Canada still contesting with Santa for arctic sovereignty

Photo: Mike Beauregard, Flickr

Despite another year of goodwill from Old St. Nick, Canada is holding steadfast to its claim over the North Pole, previously filed with the UN Commission on the Limits of the Continental Shelf.

“While we do appreciate Santa’s yearly pilgrimage, bestowing millions of gifts to Canadian children, we cannot continue to regard the North Pole as neutral territory,” said Paul Calandra, Parliamentary Secretary to the Prime Minister. “It is part of the ‘True North, Strong and Free’, and its economic and military value must be developed for the future of this nation.”

While the government has no plans to evict the Jolly Old Elf, documents are rumoured to exist that legally establish Canadian jurisdiction over the territory, with provisions for a legally-administered tract for Santa’s use in perpetuity.

In response, former KGB officer and current Russian President Vladimir Putin declared that “Santa Claus is a citizen of the world” and called for the immediate establishment of Russian military presence in the region, to ensure that end.

“While Canada’s agreement selfishly requires Comrade Claus to guarantee priority delivery for Canadian children, our own offer carries no such requirement,” Putin alleged. “Furthermore, our Kremlin military installation would be used solely to protect Santa from terrorist threats and guarantee equal treatment for all the world’s children.”

Meanwhile, the United States, which has yet to ratify the maritime treaty and is not entitled to submit a scientific claim to the UN commission, expressed amusement at the dispute.
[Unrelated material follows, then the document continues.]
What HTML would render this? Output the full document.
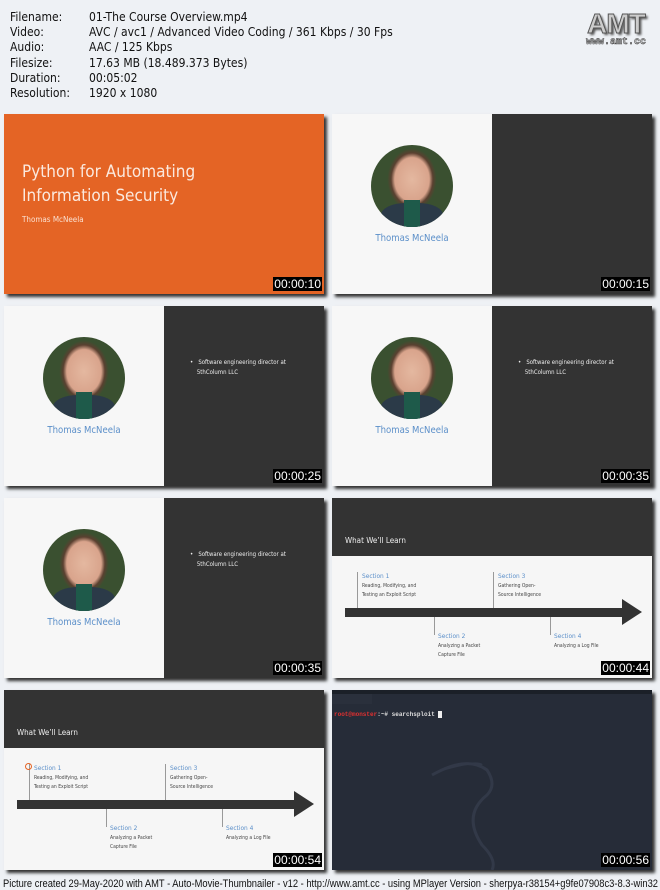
<!DOCTYPE html>
<html><head><meta charset="utf-8"><style>
body{margin:0;width:660px;height:890px;background:#eef1f5;position:relative;overflow:hidden;font-family:"Liberation Sans",sans-serif}
.info{position:absolute;left:10px;top:10px;font-size:12px;line-height:15.2px;color:#111;font-family:"DejaVu Sans Condensed","Liberation Sans Narrow","Liberation Sans",sans-serif}
.info div{white-space:nowrap}.info span{display:inline-block;width:79px}
.logo{position:absolute;right:14px;top:8px;text-align:center}
.logo .a{font:bold 28px "Liberation Sans",sans-serif;color:#ccc;-webkit-text-stroke:1px #555;letter-spacing:-1px;text-shadow:2px 2px 2px #555}
.logo .b{font:bold 10px "Liberation Mono",monospace;color:#ccc;-webkit-text-stroke:.5px #333;margin-top:-3px}
.t{position:absolute;width:320px;height:180px;box-shadow:3px 3px 3px #333;overflow:hidden}
.ts{position:absolute;right:2px;bottom:3px;background:#000;color:#fff;font-size:12px;padding:0 1px;line-height:14px;font-family:"Liberation Sans",sans-serif}
.cal{font-family:"DejaVu Sans Condensed","DejaVu Sans","Liberation Sans",sans-serif}
.l{position:absolute;left:0;top:0;width:160px;height:180px;background:#f7f7f7}
.r{position:absolute;left:160px;top:0;width:160px;height:180px;background:#333}
.c{position:absolute;left:39px;top:31px;width:82px;height:82px;border-radius:50%;background:radial-gradient(ellipse 30% 38% at 50% 42%,#e4b8a0 0,#d9a48c 70%,#5a4030 85%,#3a5030 100%),#2d3d25;overflow:hidden}
.c:after{content:"";position:absolute;left:10px;top:58px;width:62px;height:30px;border-radius:40% 40% 0 0;background:#2b3a48}
.c:before{content:"";position:absolute;left:33px;top:55px;width:16px;height:30px;background:#1e5a4a;z-index:2}
.n{position:absolute;left:0;width:160px;top:119px;text-align:center;color:#5b8fc9;font-size:9.5px}
.bul{position:absolute;left:186px;top:52px;color:#eee;font-size:6px;line-height:10px;width:120px}
.hd{position:absolute;left:0;top:0;width:320px;height:58px;background:#333;color:#eee;font-size:8px}
.hd span{position:absolute;left:13px;top:38px}
.bd{position:absolute;top:58px;left:0;width:320px;height:122px;background:#f6f6f6}
.sec{position:absolute;font-size:6.5px;color:#5b8fc9}
.sec div{color:#444;font-size:5px;line-height:8.5px;margin-top:2px}
.vl{position:absolute;width:1px;background:#999}
.ar{position:absolute;left:13px;top:110px;width:278px;height:9px;background:#333}
.ah{position:absolute;left:290px;top:101px;border-left:20px solid #333;border-top:13px solid transparent;border-bottom:13px solid transparent;width:0;height:0}
</style></head><body>
<div class="info">
<div><span>Filename:</span>01-The Course Overview.mp4</div>
<div><span>Video:</span>AVC / avc1 / Advanced Video Coding / 361 Kbps / 30 Fps</div>
<div><span>Audio:</span>AAC / 125 Kbps</div>
<div><span>Filesize:</span>17.63 MB (18.489.373 Bytes)</div>
<div><span>Duration:</span>00:05:02</div>
<div><span>Resolution:</span>1920 x 1080</div>
</div>
<div class="logo"><div class="a">AMT</div><div class="b">www.amt.cc</div></div>

<div class="t" style="left:4px;top:114px;background:#e46425">
<div class="cal" style="position:absolute;left:18px;top:46px;color:#fbe9de;font-size:17px;line-height:24px">Python for Automating<br>Information Security</div>
<div class="cal" style="position:absolute;left:18px;top:101px;color:#fbe0d0;font-size:8px">Thomas McNeela</div>
<div class="ts">00:00:10</div></div>

<div class="t" style="left:332px;top:114px"><div class="l"><div class="c"></div><div class="n cal">Thomas McNeela</div></div><div class="r"></div><div class="ts">00:00:15</div></div>

<div class="t" style="left:4px;top:306px"><div class="l"><div class="c"></div><div class="n cal">Thomas McNeela</div></div><div class="r"></div><div class="bul cal">•&nbsp;&nbsp; Software engineering director at<br>&nbsp;&nbsp;&nbsp;&nbsp;5thColumn LLC</div><div class="ts">00:00:25</div></div>

<div class="t" style="left:332px;top:306px"><div class="l"><div class="c"></div><div class="n cal">Thomas McNeela</div></div><div class="r"></div><div class="bul cal">•&nbsp;&nbsp; Software engineering director at<br>&nbsp;&nbsp;&nbsp;&nbsp;5thColumn LLC</div><div class="ts">00:00:35</div></div>

<div class="t" style="left:4px;top:498px"><div class="l"><div class="c"></div><div class="n cal">Thomas McNeela</div></div><div class="r"></div><div class="bul cal">•&nbsp;&nbsp; Software engineering director at<br>&nbsp;&nbsp;&nbsp;&nbsp;5thColumn LLC</div><div class="ts">00:00:35</div></div>

<div class="t cal" style="left:332px;top:498px"><div class="hd"><span>What We’ll Learn</span></div><div class="bd"></div>
<div class="vl" style="left:25px;top:74px;height:38px"></div><div class="vl" style="left:161px;top:74px;height:38px"></div>
<div class="vl" style="left:102px;top:119px;height:18px"></div><div class="vl" style="left:218px;top:119px;height:18px"></div>
<div class="sec" style="left:30px;top:74px">Section 1<div>Reading, Modifying, and<br>Testing an Exploit Script</div></div>
<div class="sec" style="left:166px;top:74px">Section 3<div>Gathering Open-<br>Source Intelligence</div></div>
<div class="sec" style="left:106px;top:134px">Section 2<div>Analyzing a Packet<br>Capture File</div></div>
<div class="sec" style="left:222px;top:134px">Section 4<div>Analyzing a Log File</div></div>
<div class="ar"></div><div class="ah"></div><div class="ts">00:00:44</div></div>

<div class="t cal" style="left:4px;top:690px"><div class="hd"><span>What We’ll Learn</span></div><div class="bd"></div>
<div class="vl" style="left:25px;top:74px;height:38px"></div><div class="vl" style="left:161px;top:74px;height:38px"></div>
<div class="vl" style="left:102px;top:119px;height:18px"></div><div class="vl" style="left:218px;top:119px;height:18px"></div>
<div style="position:absolute;left:21px;top:73px;width:5px;height:5px;border:1px solid #e46425;border-radius:50%"></div>
<div class="sec" style="left:30px;top:74px">Section 1<div>Reading, Modifying, and<br>Testing an Exploit Script</div></div>
<div class="sec" style="left:166px;top:74px">Section 3<div>Gathering Open-<br>Source Intelligence</div></div>
<div class="sec" style="left:106px;top:134px">Section 2<div>Analyzing a Packet<br>Capture File</div></div>
<div class="sec" style="left:222px;top:134px">Section 4<div>Analyzing a Log File</div></div>
<div class="ar"></div><div class="ah"></div><div class="ts">00:00:54</div></div>

<div class="t" style="left:332px;top:690px;background:#262c38">
<div style="position:absolute;left:0;top:0;width:320px;height:4px;background:#1b2028"></div>
<div style="position:absolute;left:0;top:4px;width:40px;height:10px;background:#2a303c"></div>
<div style="position:absolute;left:2px;top:21px;font:bold 6px 'Liberation Mono',monospace;color:#ddd"><span style="color:#e03030">root@monster</span>:~# searchsploit <span style="background:#eee">&nbsp;</span></div>
<svg style="position:absolute;left:95px;top:55px" width="120" height="130"><path d="M5 30 Q40 10 60 25 Q70 40 60 50 Q35 70 55 100 Q70 115 65 125" fill="none" stroke="#323948" stroke-width="3"/><path d="M15 25 Q50 15 55 20" fill="none" stroke="#323948" stroke-width="2"/></svg>
<div class="ts">00:00:56</div></div>

<svg style="position:absolute;left:0;top:876px" width="660" height="14"><text x="3" y="11" textLength="655" lengthAdjust="spacingAndGlyphs" font-family="Liberation Sans, sans-serif" font-size="11" fill="#111">Picture created 29-May-2020 with AMT - Auto-Movie-Thumbnailer - v12 - http://www.amt.cc - using MPlayer Version - sherpya-r38154+g9fe07908c3-8.3-win32</text></svg>
</body></html>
“We sincerely love our Canadian neighbors and wholeheartedly support their submission to the UN commission,” said Charles Gallegos, an international law expert and former adviser to the Bush administration. “As ‘America’s Hat’ any acquisition by Canada is a de facto presence for our government.”

When asked how Denmark’s arctic claims factored into the equation, Mr. Gallegos collapsed in a fit of laughter and required transport by emergency services for treatment at an area hospital.